Classification of Potent and Weak Penetration Enhancers Using Multiple Feature Selection Methods and Machine Learning Models

Purpose Chemical penetration enhancers (CPEs) are important in transdermal drug delivery (TDDD) formulations because they assist drugs in moving across the stratum corneum. Hydrocortisone (0.1% hydrocortisone, propylene glycol), oestradiol (0.045 mg estradiol/0.015 mg levonorgestrel, propylene glycol), and testosterone (2% testosterone, propylene glycol) are some examples of marketing TDDD formulations. As the transdermal route for drug administration becomes a safer and more appealing alternative to hypodermic needles, the search for new CPEs and their development becomes more important. Thus, the current work was directed toward the rapid identification of potent CPEs through the development of robust machine learning (ML) classification models. Methods Two large penetration enhancer (PE) data sets reported to date such as hydrocortisone (139 PEs) and theophylline (101 PEs) were used to build classification models. In the present investigation, a combination of feature selection methods, i.e., Boruta and Recursive Feature Elimination (RFE), and machine learning (ML) algorithms such as support vector machine (SVM), random forest (RF), and artificial neural network (ANN) were employed to classify the potent and weak penetration enhancers of hydrocortisone and theophylline. The tenfold cross-validation and Y-randomization methods were used to evaluate the prediction performance of the developed models.

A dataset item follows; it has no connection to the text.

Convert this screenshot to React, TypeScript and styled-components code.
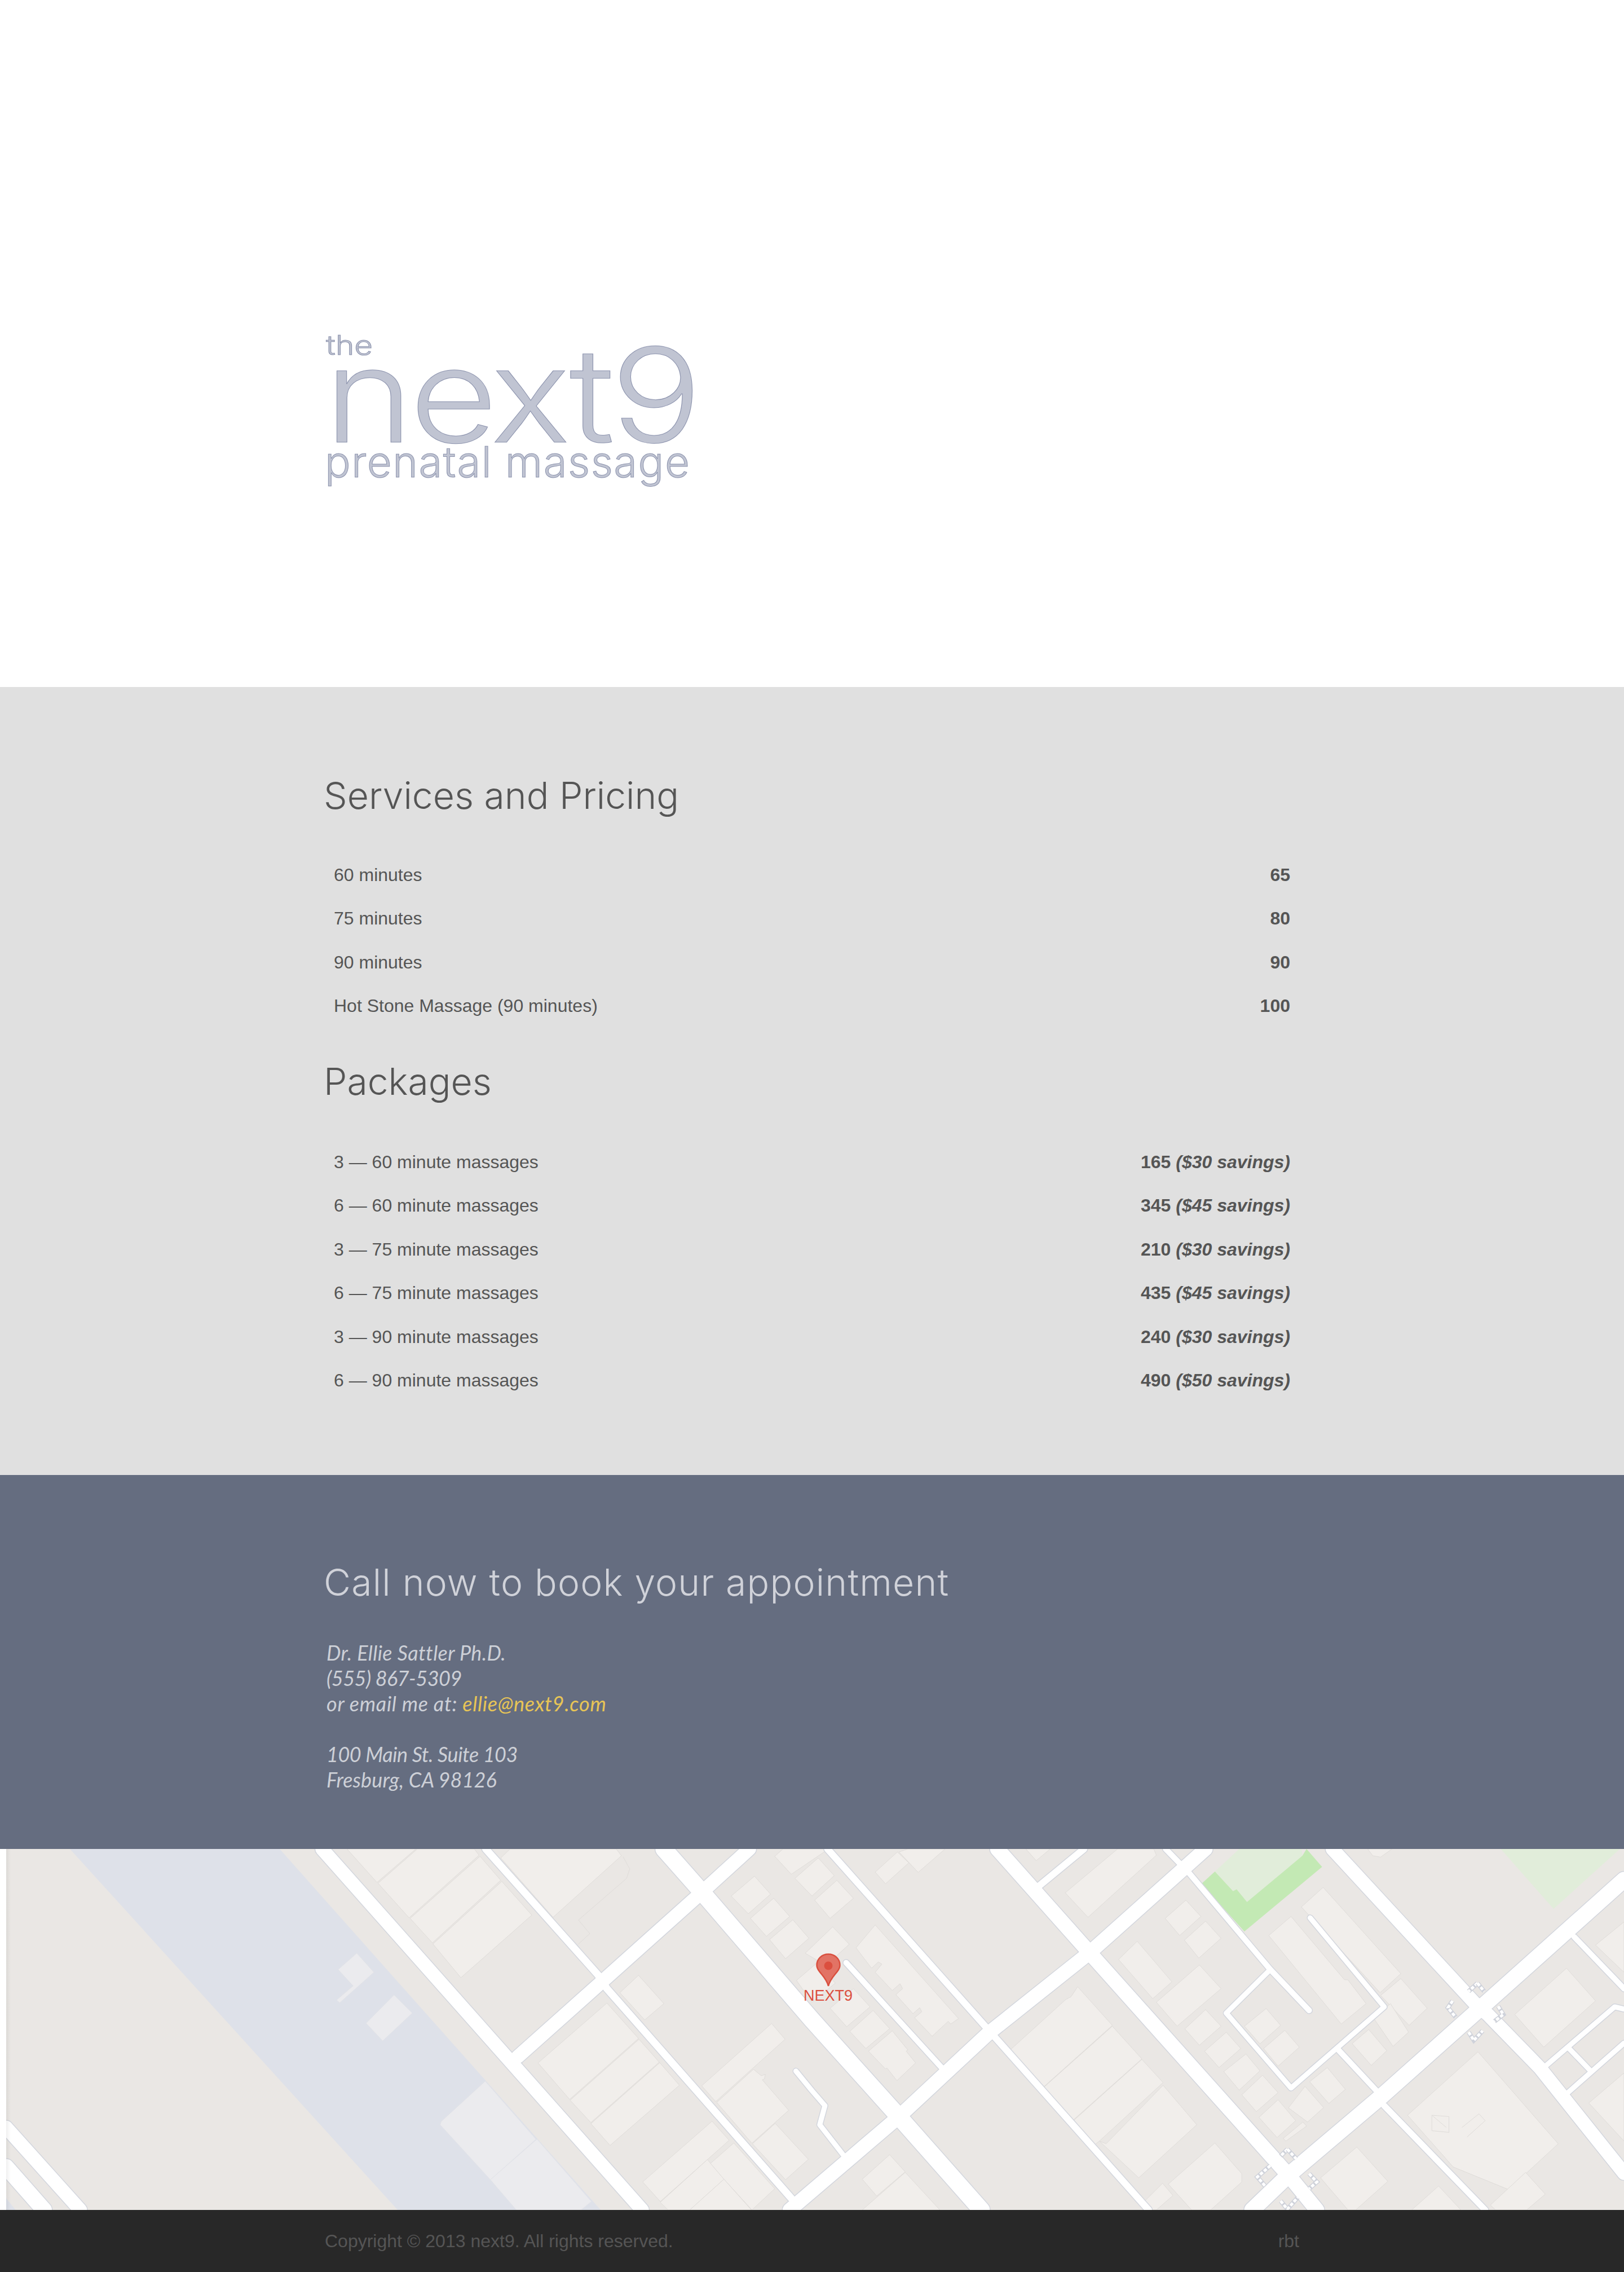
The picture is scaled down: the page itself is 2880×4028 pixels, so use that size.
import React from 'react';
import styled, { createGlobalStyle } from 'styled-components';

const GlobalStyle = createGlobalStyle`
  html, body {
    margin: 0;
    padding: 0;
    background: #fff;
  }
`;

const Page = styled.div`
  width: 2880px;
  font-family: 'Liberation Sans', Arial, sans-serif;
`;

const Container = styled.div`
  width: 1730px;
  margin-left: 574px;
`;

const Hero = styled.header`
  height: 1218px;
  padding-top: 587px;
  box-sizing: border-box;
`;

const Logo = styled.div`
  color: #c0c4d2;
  font-family: Inter, 'Liberation Sans', sans-serif;
  -webkit-text-stroke: 1px rgba(74, 86, 128, 0.55);
`;

const LogoThe = styled.div`
  font-size: 48px;
  line-height: 50px;
  font-weight: 300;
  margin-left: 4px;
  transform: scaleX(1.18);
  transform-origin: left center;
`;

const LogoName = styled.div`
  font-size: 232px;
  line-height: 125px;
  font-weight: 350;
  margin-left: 1px;
  letter-spacing: -6px;
  white-space: nowrap;
  transform: scaleX(1.16);
  transform-origin: left center;
`;

const LogoTag = styled.div`
  font-size: 76px;
  line-height: 113px;
  font-weight: 300;
  margin-left: 2px;
  letter-spacing: 1.5px;
  white-space: nowrap;
`;

const Services = styled.section`
  background: #e0e0e0;
  height: 1397px;
  padding-top: 156px;
  box-sizing: border-box;
`;

const Heading = styled.h2<{ $light?: boolean }>`
  margin: 0;
  font-family: Inter, 'Liberation Sans', sans-serif;
  font-weight: 300;
  font-size: 66px;
  line-height: 72px;
  letter-spacing: ${(p) => (p.$light ? '1.2px' : '0')};
  color: ${(p) => (p.$light ? '#d0d2d9' : '#555')};
  white-space: nowrap;
`;

const PriceList = styled.div<{ $top: number; $bottom: number }>`
  margin-top: ${(p) => p.$top}px;
  margin-bottom: ${(p) => p.$bottom}px;
`;

const PriceRow = styled.div`
  display: flex;
  justify-content: space-between;
  align-items: center;
  height: 77.5px;
  padding: 0 16px 0 18px;
  font-size: 32px;
  color: #555;
`;

const Price = styled.span`
  font-weight: 700;
`;

const Savings = styled.em`
  font-style: italic;
`;

const Contact = styled.section`
  background: #656d80;
  height: 663px;
  padding-top: 154px;
  box-sizing: border-box;
`;

const ContactBody = styled.div`
  margin-top: 67px;
  margin-left: 5px;
  font-family: Lato, 'Open Sans', sans-serif;
  font-style: italic;
  font-weight: 400;
  font-size: 36px;
  line-height: 45px;
  color: #cdd0d7;
`;

const ContactLine = styled.div<{ $spacing?: number }>`
  height: 45px;
  letter-spacing: ${(p) => p.$spacing ?? 0}px;
`;

const AddressBlock = styled.div`
  margin-top: 45px;
`;

const Email = styled.a`
  color: #e8c556;
  text-decoration: none;
`;

const MapFrame = styled.section`
  position: relative;
  height: 640px;
  padding-left: 11px;
  overflow: hidden;
  &::after {
    content: '';
    position: absolute;
    left: 11px;
    top: 0;
    bottom: 0;
    width: 8px;
    background: linear-gradient(to right, rgba(0, 0, 0, 0.06), rgba(0, 0, 0, 0));
  }
`;

const MapCanvas = styled.svg`
  display: block;
  width: 2869px;
  height: 640px;
`;

const Block = styled.polygon`
  fill: #f1eeeb;
  stroke: #dfdcd9;
  stroke-width: 1px;
  vector-effect: non-scaling-stroke;
`;

const IslandShape = styled.polygon`
  fill: #ebebee;
  stroke: #e2e3e8;
  stroke-width: 1px;
  vector-effect: non-scaling-stroke;
`;

const Road = styled.polyline<{ $width: number; $casing?: boolean }>`
  fill: none;
  stroke: ${(p) => (p.$casing ? '#d3d6dd' : '#fff')};
  stroke-width: ${(p) => (p.$casing ? p.$width + 3 : p.$width)}px;
  stroke-linejoin: round;
  stroke-linecap: round;
  vector-effect: non-scaling-stroke;
`;

const Crossing = styled.polyline<{ $inner?: boolean }>`
  fill: none;
  stroke: ${(p) => (p.$inner ? '#fff' : '#cfd2da')};
  stroke-width: ${(p) => (p.$inner ? 5 : 8)}px;
  stroke-dasharray: ${(p) => (p.$inner ? '6 3' : 'none')};
  vector-effect: non-scaling-stroke;
`;

const Contour = styled.polyline`
  fill: none;
  stroke: #dfdcd9;
  stroke-width: 1px;
  vector-effect: non-scaling-stroke;
`;

const Pin = styled.div`
  position: absolute;
  left: 1425px;
  top: 185px;
  width: 87px;
  display: flex;
  flex-direction: column;
  align-items: center;
  z-index: 1;
`;

const PinLabel = styled.span`
  font-size: 27px;
  line-height: 30px;
  color: #db4f3f;
  white-space: nowrap;
`;

const Footer = styled.footer`
  height: 110px;
  background: #282828;
  color: #555;
  font-size: 32px;
  display: flex;
  align-items: center;
`;

const FooterInner = styled(Container)`
  display: flex;
  justify-content: space-between;
  box-sizing: border-box;
  padding-left: 2px;
`;

const services = [
  ['60 minutes', '65'],
  ['75 minutes', '80'],
  ['90 minutes', '90'],
  ['Hot Stone Massage (90 minutes)', '100'],
];

const packages = [
  ['3 — 60 minute massages', '165', '($30 savings)'],
  ['6 — 60 minute massages', '345', '($45 savings)'],
  ['3 — 75 minute massages', '210', '($30 savings)'],
  ['6 — 75 minute massages', '435', '($45 savings)'],
  ['3 — 90 minute massages', '240', '($30 savings)'],
  ['6 — 90 minute massages', '490', '($50 savings)'],
];

// map data: the left and right halves are plotted in their own coordinates, the right one shifted by 1568
const leftBlocks = [
  '670,17 803,17 728,140', '730,143 806,17 916,17 925,40 790,270', '792,272 927,44 967,132 835,362',
  '836,366 969,136 1027,260 890,490', '967,50 985,17 1190,17 1200,42 1068,268',
  '1412,190 1457,117 1488,183 1445,255', '1449,272 1494,198 1525,265 1480,338',
  '1486,350 1531,277 1562,345 1517,420', '1496,44 1512,17 1600,17 1528,110',
  '1535,125 1580,50 1611,115 1568,190', '1197,545 1233,481 1282,585 1245,645',
  '1039,803 1172,583 1233,713 1100,937', '1101,940 1234,716 1273,800 1141,1022',
  '1141,1026 1274,802 1312,885 1178,1106', '1355,887 1490,658 1516,716 1382,945',
  '1384,948 1455,826 1470,850 1478,845 1476,862 1472,865 1523,977 1452,1098',
  '1241,1240 1375,1017 1408,1087 1275,1312', '1275,1315 1366,1158 1398,1230 1332,1343 1290,1343',
  '1372,1172 1417,1097 1496,1265 1452,1343 1398,1230', '1332,1343 1398,1230 1451,1343',
  '1453,1100 1497,1025 1561,1157 1517,1232',
];

const rightBlocks = [
  '5,205 48,132 80,198 35,272', '-13,400 40,303 72,367 27,445', '35,602 80,530 112,597 67,670',
  '-30,500 10,435 45,510 0,580', '73,687 118,610 150,677 104,750',
  '109,760 155,685 185,755 182,760 200,803 164,868 145,822 142,825',
  '85,380 122,296 283,640 268,660 263,650 232,705 198,637 212,615 208,600 195,622 162,552 175,530 170,512 155,537 122,470 135,440 128,432 115,455',
  '122,102 165,28 187,68 142,145', '168,28 185,17 257,17 205,103', '413,17 460,17 433,60',
  '489,178 590,17 660,17 665,40 533,268', '592,423 628,356 695,505 658,567', '665,580 748,443 790,530 705,668',
  '682,272 722,205 751,265 710,335', '719,352 760,282 790,345 747,418', '720,678 760,607 790,668 748,738',
  '758,760 800,690 828,750 786,820', '795,835 838,770 865,832 825,903', '830,920 870,848 900,912 858,982',
  '863,1003 900,938 934,1015 898,1077', '920,968 952,889 988,967 957,1020', '910,1080 948,1020 955,1035 915,1090',
  '835,668 877,603 905,665 865,733', '872,750 913,683 941,745 900,815',
  '882,335 925,265 1028,497 1035,498 1070,585 1022,660', '945,230 987,158 1137,475 1097,545',
  '1098,555 1137,493 1188,602 1153,665', '1085,640 1117,585 1152,690 1122,742', '1043,732 1075,680 1110,758 1080,812',
  '961,872 995,820 1030,900 998,952', '380,760 490,570 500,560 513,523 580,665 445,895',
  '445,897 580,668 637,788 502,1017', '502,1020 637,790 678,875 555,1090 545,1105',
  '555,1090 568,1100 678,885 743,1030 631,1225', '640,1315 677,1245 697,1290 665,1343 650,1343',
  '688,1248 778,1097 830,1210 830,1240 770,1343 733,1343', '982,1225 1052,1112 1112,1238 1050,1343 1035,1343',
  '1158,1343 1210,1255 1253,1343', '1357,625 1457,455 1513,575 1413,745',
  '1150,995 1286,762 1441,1100 1345,1268 1238,1185 1222,1150', '1310,1325 1378,1205 1416,1285 1380,1343 1320,1343',
  '1513,370 1568,285 1568,470', '1500,950 1568,840 1568,1090', '97,1230 150,1140 180,1203 125,1292',
  '97,1343 180,1205 247,1343', '1073,17 1120,17 1098,47 1083,42',
];

const leftRoads: [string, number][] = [
  ['622,17 1240,1343', 24],
  ['1000,780 1165,500 1350,185 1447,17', 24],
  ['12,1040 155,1343', 24],
  ['12,1185 85,1343', 28],
  ['938,17 1155,480 1172,530 1528,1300', 13],
  ['1282,17 1353,170 1568,645 1738,1005 1895,1343', 30],
];

const rightRoads: [string, number][] = [
  ['358,17 536,398 920,1215 975,1343', 26],
  ['760,17 536,398 340,695 168,1000 -43,1343', 25],
  ['30,17 340,680 650,1343', 12],
  ['66,435 255,830', 10],
  ['-31,833 0,905 25,960 15,1030 62,1145', 9],
  ['683,17 728,105 885,460 960,610', 10],
  ['437,155 525,17', 12],
  ['885,460 800,620 925,895 1105,597 962,270', 9],
  ['1014,750 1090,905', 10],
  ['1568,130 1280,620 1100,925 920,1215 850,1343', 28],
  ['1005,17 1278,580 1305,625 1405,820 1568,1208', 24],
  ['1105,960 1300,1343', 11],
  ['1472,340 1568,530', 10],
  ['1568,605 1550,597 1410,825', 9],
  ['1462,750 1505,835', 9],
  ['1568,730 1452,925', 9],
];

const crossings = [
  '1285,510 1268,540', '1285,510 1298,540', '1237,575 1228,600 1243,635', '1325,595 1335,625 1318,650',
  '1268,690 1278,720 1295,685', '918,1120 905,1145', '918,1120 935,1155', '885,1180 860,1222 875,1255',
  '960,1210 975,1240 960,1265', '905,1310 918,1340 938,1297',
];

const RoadLayer = ({ roads, casing }: { roads: [string, number][]; casing?: boolean }) => (
  <>
    {roads.map(([points, width]) => (
      <Road key={points} points={points} $width={width} $casing={casing} />
    ))}
  </>
);

const StreetMap = () => (
  <MapCanvas viewBox="12 17 3124 1326" preserveAspectRatio="none">
    <rect x="0" y="0" width="3200" height="1400" fill="#eae7e4" />
    <polygon points="135,17 540,17 1160,1343 768,1343" fill="#dee1e9" />
    <polygon points="12,1300 30,1343 12,1343" fill="#dee1e9" />
    <IslandShape points="937,870 852,1018 850,1030 947,1232 1035,1083" />
    <IslandShape points="1037,1083 947,1232 997,1343 1122,1343 1142,1312" />
    <IslandShape points="689,400 722,470 656,582 650,572 682,520 653,460" />
    <IslandShape points="761,553 796,620 739,722 707,657" />
    {leftBlocks.map((points) => (
      <Block key={points} points={points} />
    ))}
    <Contour points="1203,45 1216,90 1210,125 1117,278 1139,328 1116,368" />
    <g transform="translate(1568 0)">
      <polygon points="1330,17 1560,17 1432,237" fill="#e1edda" />
      <polygon points="778,100 825,17 945,17 947,42 840,212 820,165 813,172" fill="#e1edda" />
      <polygon points="752,145 778,100 813,172 820,165 840,212 947,42 955,17 985,83 835,320" fill="#c3e9b4" />
      {rightBlocks.map((points) => (
        <Block key={points} points={points} />
      ))}
      <Contour points="1197,995 1230,1000 1230,1058 1197,1052 1197,995 1225,1040" />
      <Contour points="1255,1040 1288,990 1300,1015 1265,1075" />
    </g>
    <RoadLayer roads={leftRoads} casing />
    <g transform="translate(1568 0)">
      <RoadLayer roads={rightRoads} casing />
    </g>
    <RoadLayer roads={leftRoads} />
    <g transform="translate(1568 0)">
      <RoadLayer roads={rightRoads} />
      {crossings.map((points) => (
        <React.Fragment key={points}>
          <Crossing points={points} />
          <Crossing points={points} $inner />
        </React.Fragment>
      ))}
    </g>
  </MapCanvas>
);

const MapPin = () => (
  <Pin>
    <svg width="44" height="60" viewBox="0 0 44 60">
      <path
        d="M22 58C19 46 12 40 6 32 3 28 1.500 25 1.500 21 1.500 10 10.500 1.500 22 1.500S42.500 10 42.500 21c0 4-1.500 7-4.500 11-6 8-13 14-16 26z"
        fill="#e27365"
        stroke="#d9503f"
        strokeWidth="2.500"
      />
      <circle cx="22" cy="22" r="7.500" fill="#db4f3f" />
    </svg>
    <PinLabel>NEXT9</PinLabel>
  </Pin>
);

export default function App() {
  return (
    <Page>
      <GlobalStyle />
      <Hero>
        <Container>
          <Logo>
            <LogoThe>the</LogoThe>
            <LogoName>next9</LogoName>
            <LogoTag>prenatal massage</LogoTag>
          </Logo>
        </Container>
      </Hero>
      <Services>
        <Container>
          <Heading>Services and Pricing</Heading>
          <PriceList $top={66.5} $bottom={58}>
            {services.map(([name, price]) => (
              <PriceRow key={name}>
                <span>{name}</span>
                <Price>{price}</Price>
              </PriceRow>
            ))}
          </PriceList>
          <Heading>Packages</Heading>
          <PriceList $top={69} $bottom={0}>
            {packages.map(([name, price, savings]) => (
              <PriceRow key={name}>
                <span>{name}</span>
                <Price>
                  {price} <Savings>{savings}</Savings>
                </Price>
              </PriceRow>
            ))}
          </PriceList>
        </Container>
      </Services>
      <Contact>
        <Container>
          <Heading $light>Call now to book your appointment</Heading>
          <ContactBody>
            <ContactLine $spacing={0.35}>Dr. Ellie Sattler Ph.D.</ContactLine>
            <ContactLine $spacing={-0.5}>(555) 867-5309</ContactLine>
            <ContactLine $spacing={0.7}>
              or email me at: <Email href="#">ellie@next9.com</Email>
            </ContactLine>
            <AddressBlock>
              <ContactLine $spacing={-0.45}>100 Main St. Suite 103</ContactLine>
              <ContactLine $spacing={0.1}>Fresburg, CA 98126</ContactLine>
            </AddressBlock>
          </ContactBody>
        </Container>
      </Contact>
      <MapFrame>
        <StreetMap />
        <MapPin />
      </MapFrame>
      <Footer>
        <FooterInner>
          <span>Copyright © 2013 next9. All rights reserved.</span>
          <span>rbt</span>
        </FooterInner>
      </Footer>
    </Page>
  );
}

Results Significant classification models were built for both data sets when the RFE method and RF algorithm were used. RF classifiers outperformed hydrocortisone and theophylline data sets with test set accuracy and Matthew's correlation coefficient (MCC) greater than 0.78. Simultaneously, four important features required for the accurate classification of potent and weak PEs were identified, i.e., nHCsatu, minHCsatu, AATS4p, and GATS4e. Conclusion Our approach produced robust ML classification models that can be applied to prioritize PEs from large databases. Utilization of these ML models in virtual screening experiments could save time and effort in the identification of potential PEs.